_Objective_.
Set down every entry word for word. Omit the pictures.

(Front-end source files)
━━━━━━━━
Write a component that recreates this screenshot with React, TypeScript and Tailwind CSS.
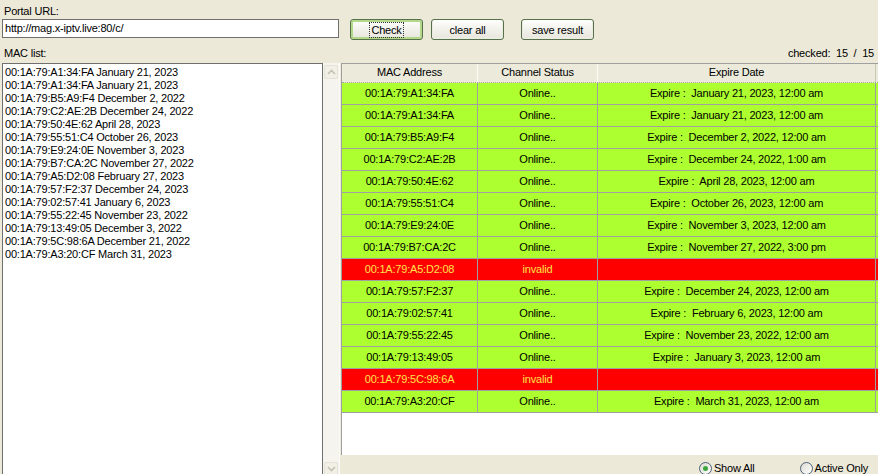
import React from 'react';

const macList = [
  '00:1A:79:A1:34:FA January 21, 2023',
  '00:1A:79:A1:34:FA January 21, 2023',
  '00:1A:79:B5:A9:F4 December 2, 2022',
  '00:1A:79:C2:AE:2B December 24, 2022',
  '00:1A:79:50:4E:62 April 28, 2023',
  '00:1A:79:55:51:C4 October 26, 2023',
  '00:1A:79:E9:24:0E November 3, 2023',
  '00:1A:79:B7:CA:2C November 27, 2022',
  '00:1A:79:A5:D2:08 February 27, 2023',
  '00:1A:79:57:F2:37 December 24, 2023',
  '00:1A:79:02:57:41 January 6, 2023',
  '00:1A:79:55:22:45 November 23, 2022',
  '00:1A:79:13:49:05 December 3, 2022',
  '00:1A:79:5C:98:6A December 21, 2022',
  '00:1A:79:A3:20:CF March 31, 2023',
];

type Row = { mac: string; expire?: string };

const rows: Row[] = [
  { mac: '00:1A:79:A1:34:FA', expire: 'January 21, 2023, 12:00 am' },
  { mac: '00:1A:79:A1:34:FA', expire: 'January 21, 2023, 12:00 am' },
  { mac: '00:1A:79:B5:A9:F4', expire: 'December 2, 2022, 12:00 am' },
  { mac: '00:1A:79:C2:AE:2B', expire: 'December 24, 2022, 1:00 am' },
  { mac: '00:1A:79:50:4E:62', expire: 'April 28, 2023, 12:00 am' },
  { mac: '00:1A:79:55:51:C4', expire: 'October 26, 2023, 12:00 am' },
  { mac: '00:1A:79:E9:24:0E', expire: 'November 3, 2023, 12:00 am' },
  { mac: '00:1A:79:B7:CA:2C', expire: 'November 27, 2022, 3:00 pm' },
  { mac: '00:1A:79:A5:D2:08' },
  { mac: '00:1A:79:57:F2:37', expire: 'December 24, 2023, 12:00 am' },
  { mac: '00:1A:79:02:57:41', expire: 'February 6, 2023, 12:00 am' },
  { mac: '00:1A:79:55:22:45', expire: 'November 23, 2022, 12:00 am' },
  { mac: '00:1A:79:13:49:05', expire: 'January 3, 2023, 12:00 am' },
  { mac: '00:1A:79:5C:98:6A' },
  { mac: '00:1A:79:A3:20:CF', expire: 'March 31, 2023, 12:00 am' },
];

function XpButton({ label, focused, className }: { label: string; focused?: boolean; className?: string }) {
  return (
    <div
      className={`h-[21px] w-[73px] rounded-[3px] border border-[#55704a] bg-linear-to-b from-[#fefefc] to-[#e6e5dc] flex items-center justify-center ${
        focused ? 'shadow-[inset_0_0_0_2px_#b3d889]' : 'shadow-[inset_0_-1px_0_1px_#ecebe2]'
      } ${className ?? ''}`}
    >
      {focused ? (
        <span className="border border-dotted border-[#333] px-[1px] leading-[14px]">{label}</span>
      ) : (
        <span className="leading-[14px]">{label}</span>
      )}
    </div>
  );
}

function Chevron({ up }: { up?: boolean }) {
  return (
    <svg width="9" height="6" viewBox="0 0 9 6">
      <path
        d={up ? 'M1 5 L4.5 1.5 L8 5' : 'M1 1 L4.5 4.5 L8 1'}
        fill="none"
        stroke="#c4c2b2"
        strokeWidth="1.6"
      />
    </svg>
  );
}

function Radio({ label, checked, className }: { label: string; checked?: boolean; className?: string }) {
  return (
    <div className={`flex items-center ${className ?? ''}`}>
      <div className="w-[13px] h-[13px] rounded-full border border-[#4d6078] bg-linear-to-br from-[#dcdcd4] to-white flex items-center justify-center">
        {checked && <div className="w-[5px] h-[5px] rounded-full bg-[#3da53d]" />}
      </div>
      <span className="ml-[2px] leading-[13px]">{label}</span>
    </div>
  );
}

export default function App() {
  return (
    <div className="w-[878px] h-[474px] overflow-hidden bg-[#ECE9D8] text-[11px] text-black tracking-[-0.2px] font-['Liberation_Sans',Arial,sans-serif]">
      <div className="pl-[4px] pt-[5px] leading-[13px]">Portal URL:</div>

      <div className="flex items-start pl-[2px] mt-[1px] h-[22px]">
        <div className="w-[337px] h-[19px] border border-[#6f6f6f] bg-white pl-[2px] leading-[16px] whitespace-nowrap">
          http://mag.x-iptv.live:80/c/
        </div>
        <XpButton label="Check" focused className="ml-[11px]" />
        <XpButton label="clear all" className="ml-[8px]" />
        <XpButton label="save result" className="ml-[17px]" />
      </div>

      <div className="flex justify-between pl-[4px] pr-[4px] pt-[6px] h-[22px] leading-[13px]">
        <span>MAC list:</span>
        <span className="whitespace-pre">checked:  15  /  15</span>
      </div>

      <div className="flex h-[412px]">
        {/* MAC list text box */}
        <div className="ml-[2px] w-[321px] h-full border-l border-r border-t border-[#6f6f6f] bg-white pl-[2px] pt-[2px] leading-[13px] whitespace-nowrap">
          {macList.map((line, i) => (
            <div key={i}>{line}</div>
          ))}
        </div>
        <div className="w-[17px] h-full bg-[#f5f4ee] flex flex-col justify-between items-center pt-[2px] border-r border-[#fbfaf6]">
          <div className="w-[14px] h-[14px] rounded-[2px] border border-[#e4e2d6] bg-[#f1efe6] flex items-center justify-center">
            <Chevron up />
          </div>
          <div className="w-[14px] h-[14px] rounded-[2px] border border-[#e4e2d6] bg-[#f1efe6] flex items-center justify-center mb-[-1px]">
            <Chevron />
          </div>
        </div>

        {/* results grid */}
        <div className="ml-[1px] flex-1 flex flex-col">
          <div className="h-[393px] bg-white border-t border-l border-[#a0a0a0]">
            <div className="flex h-[19px] bg-[#ebeadb] border-b border-dotted border-[#a9a89a] leading-[17px] text-center">
              <div className="w-[136px] border-r border-[#fdfdf8]">MAC Address</div>
              <div className="w-[120px] border-r border-[#fdfdf8]">Channel Status</div>
              <div className="w-[278px] border-r border-[#c9c7b8]">Expire Date</div>
            </div>
            {rows.map((r, i) => {
              const bad = !r.expire;
              return (
                <div
                  key={i}
                  className={`flex h-[22px] border-b border-[#a0a0a0] leading-[21px] text-center whitespace-pre ${
                    bad ? 'bg-[#ff0000] text-[#ffe34a]' : 'bg-[#adff2f] text-black'
                  }`}
                >
                  <div className="w-[136px] border-r border-[#a0a0a0]">{r.mac}</div>
                  <div className="w-[120px] border-r border-[#a0a0a0]">{bad ? 'invalid' : 'Online..'}</div>
                  <div className="w-[278px] border-r border-[#a0a0a0] text-black">
                    {r.expire ? `Expire :  ${r.expire}` : ''}
                  </div>
                </div>
              );
            })}
          </div>
          <div className="flex-1 flex justify-end pr-[10px] pt-[7px]">
            <Radio label="Show All" checked />
            <Radio label="Active Only" className="ml-[45px]" />
          </div>
        </div>
      </div>
    </div>
  );
}
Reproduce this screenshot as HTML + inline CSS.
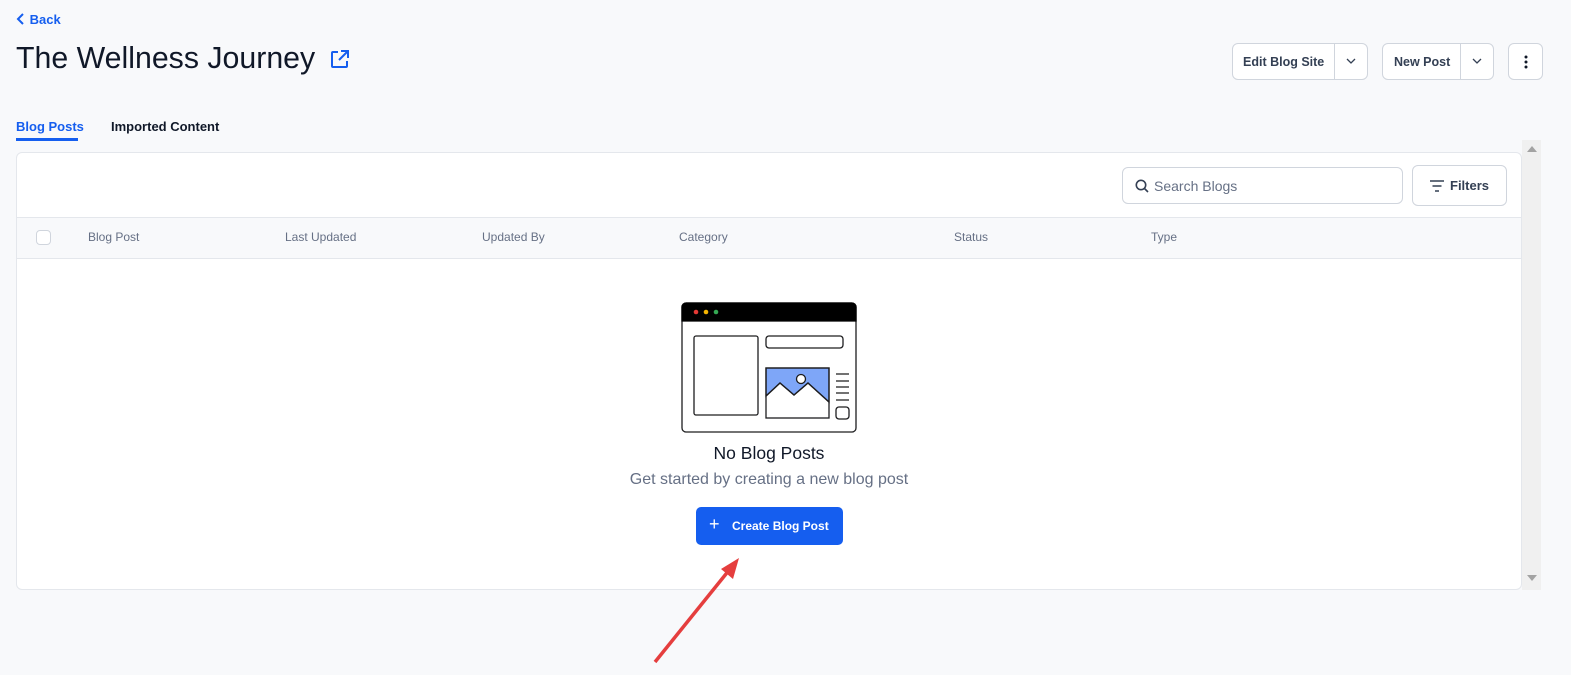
━━━━━━━━
_Answer to this exercise_.
Write a component that recreates this screenshot with React, TypeScript and Tailwind CSS.
import React from 'react';

const macList = [
  '00:1A:79:A1:34:FA January 21, 2023',
  '00:1A:79:A1:34:FA January 21, 2023',
  '00:1A:79:B5:A9:F4 December 2, 2022',
  '00:1A:79:C2:AE:2B December 24, 2022',
  '00:1A:79:50:4E:62 April 28, 2023',
  '00:1A:79:55:51:C4 October 26, 2023',
  '00:1A:79:E9:24:0E November 3, 2023',
  '00:1A:79:B7:CA:2C November 27, 2022',
  '00:1A:79:A5:D2:08 February 27, 2023',
  '00:1A:79:57:F2:37 December 24, 2023',
  '00:1A:79:02:57:41 January 6, 2023',
  '00:1A:79:55:22:45 November 23, 2022',
  '00:1A:79:13:49:05 December 3, 2022',
  '00:1A:79:5C:98:6A December 21, 2022',
  '00:1A:79:A3:20:CF March 31, 2023',
];

type Row = { mac: string; expire?: string };

const rows: Row[] = [
  { mac: '00:1A:79:A1:34:FA', expire: 'January 21, 2023, 12:00 am' },
  { mac: '00:1A:79:A1:34:FA', expire: 'January 21, 2023, 12:00 am' },
  { mac: '00:1A:79:B5:A9:F4', expire: 'December 2, 2022, 12:00 am' },
  { mac: '00:1A:79:C2:AE:2B', expire: 'December 24, 2022, 1:00 am' },
  { mac: '00:1A:79:50:4E:62', expire: 'April 28, 2023, 12:00 am' },
  { mac: '00:1A:79:55:51:C4', expire: 'October 26, 2023, 12:00 am' },
  { mac: '00:1A:79:E9:24:0E', expire: 'November 3, 2023, 12:00 am' },
  { mac: '00:1A:79:B7:CA:2C', expire: 'November 27, 2022, 3:00 pm' },
  { mac: '00:1A:79:A5:D2:08' },
  { mac: '00:1A:79:57:F2:37', expire: 'December 24, 2023, 12:00 am' },
  { mac: '00:1A:79:02:57:41', expire: 'February 6, 2023, 12:00 am' },
  { mac: '00:1A:79:55:22:45', expire: 'November 23, 2022, 12:00 am' },
  { mac: '00:1A:79:13:49:05', expire: 'January 3, 2023, 12:00 am' },
  { mac: '00:1A:79:5C:98:6A' },
  { mac: '00:1A:79:A3:20:CF', expire: 'March 31, 2023, 12:00 am' },
];

function XpButton({ label, focused, className }: { label: string; focused?: boolean; className?: string }) {
  return (
    <div
      className={`h-[21px] w-[73px] rounded-[3px] border border-[#55704a] bg-linear-to-b from-[#fefefc] to-[#e6e5dc] flex items-center justify-center ${
        focused ? 'shadow-[inset_0_0_0_2px_#b3d889]' : 'shadow-[inset_0_-1px_0_1px_#ecebe2]'
      } ${className ?? ''}`}
    >
      {focused ? (
        <span className="border border-dotted border-[#333] px-[1px] leading-[14px]">{label}</span>
      ) : (
        <span className="leading-[14px]">{label}</span>
      )}
    </div>
  );
}

function Chevron({ up }: { up?: boolean }) {
  return (
    <svg width="9" height="6" viewBox="0 0 9 6">
      <path
        d={up ? 'M1 5 L4.5 1.5 L8 5' : 'M1 1 L4.5 4.5 L8 1'}
        fill="none"
        stroke="#c4c2b2"
        strokeWidth="1.6"
      />
    </svg>
  );
}

function Radio({ label, checked, className }: { label: string; checked?: boolean; className?: string }) {
  return (
    <div className={`flex items-center ${className ?? ''}`}>
      <div className="w-[13px] h-[13px] rounded-full border border-[#4d6078] bg-linear-to-br from-[#dcdcd4] to-white flex items-center justify-center">
        {checked && <div className="w-[5px] h-[5px] rounded-full bg-[#3da53d]" />}
      </div>
      <span className="ml-[2px] leading-[13px]">{label}</span>
    </div>
  );
}

export default function App() {
  return (
    <div className="w-[878px] h-[474px] overflow-hidden bg-[#ECE9D8] text-[11px] text-black tracking-[-0.2px] font-['Liberation_Sans',Arial,sans-serif]">
      <div className="pl-[4px] pt-[5px] leading-[13px]">Portal URL:</div>

      <div className="flex items-start pl-[2px] mt-[1px] h-[22px]">
        <div className="w-[337px] h-[19px] border border-[#6f6f6f] bg-white pl-[2px] leading-[16px] whitespace-nowrap">
          http://mag.x-iptv.live:80/c/
        </div>
        <XpButton label="Check" focused className="ml-[11px]" />
        <XpButton label="clear all" className="ml-[8px]" />
        <XpButton label="save result" className="ml-[17px]" />
      </div>

      <div className="flex justify-between pl-[4px] pr-[4px] pt-[6px] h-[22px] leading-[13px]">
        <span>MAC list:</span>
        <span className="whitespace-pre">checked:  15  /  15</span>
      </div>

      <div className="flex h-[412px]">
        {/* MAC list text box */}
        <div className="ml-[2px] w-[321px] h-full border-l border-r border-t border-[#6f6f6f] bg-white pl-[2px] pt-[2px] leading-[13px] whitespace-nowrap">
          {macList.map((line, i) => (
            <div key={i}>{line}</div>
          ))}
        </div>
        <div className="w-[17px] h-full bg-[#f5f4ee] flex flex-col justify-between items-center pt-[2px] border-r border-[#fbfaf6]">
          <div className="w-[14px] h-[14px] rounded-[2px] border border-[#e4e2d6] bg-[#f1efe6] flex items-center justify-center">
            <Chevron up />
          </div>
          <div className="w-[14px] h-[14px] rounded-[2px] border border-[#e4e2d6] bg-[#f1efe6] flex items-center justify-center mb-[-1px]">
            <Chevron />
          </div>
        </div>

        {/* results grid */}
        <div className="ml-[1px] flex-1 flex flex-col">
          <div className="h-[393px] bg-white border-t border-l border-[#a0a0a0]">
            <div className="flex h-[19px] bg-[#ebeadb] border-b border-dotted border-[#a9a89a] leading-[17px] text-center">
              <div className="w-[136px] border-r border-[#fdfdf8]">MAC Address</div>
              <div className="w-[120px] border-r border-[#fdfdf8]">Channel Status</div>
              <div className="w-[278px] border-r border-[#c9c7b8]">Expire Date</div>
            </div>
            {rows.map((r, i) => {
              const bad = !r.expire;
              return (
                <div
                  key={i}
                  className={`flex h-[22px] border-b border-[#a0a0a0] leading-[21px] text-center whitespace-pre ${
                    bad ? 'bg-[#ff0000] text-[#ffe34a]' : 'bg-[#adff2f] text-black'
                  }`}
                >
                  <div className="w-[136px] border-r border-[#a0a0a0]">{r.mac}</div>
                  <div className="w-[120px] border-r border-[#a0a0a0]">{bad ? 'invalid' : 'Online..'}</div>
                  <div className="w-[278px] border-r border-[#a0a0a0] text-black">
                    {r.expire ? `Expire :  ${r.expire}` : ''}
                  </div>
                </div>
              );
            })}
          </div>
          <div className="flex-1 flex justify-end pr-[10px] pt-[7px]">
            <Radio label="Show All" checked />
            <Radio label="Active Only" className="ml-[45px]" />
          </div>
        </div>
      </div>
    </div>
  );
}
Reproduce this screenshot as HTML + inline CSS.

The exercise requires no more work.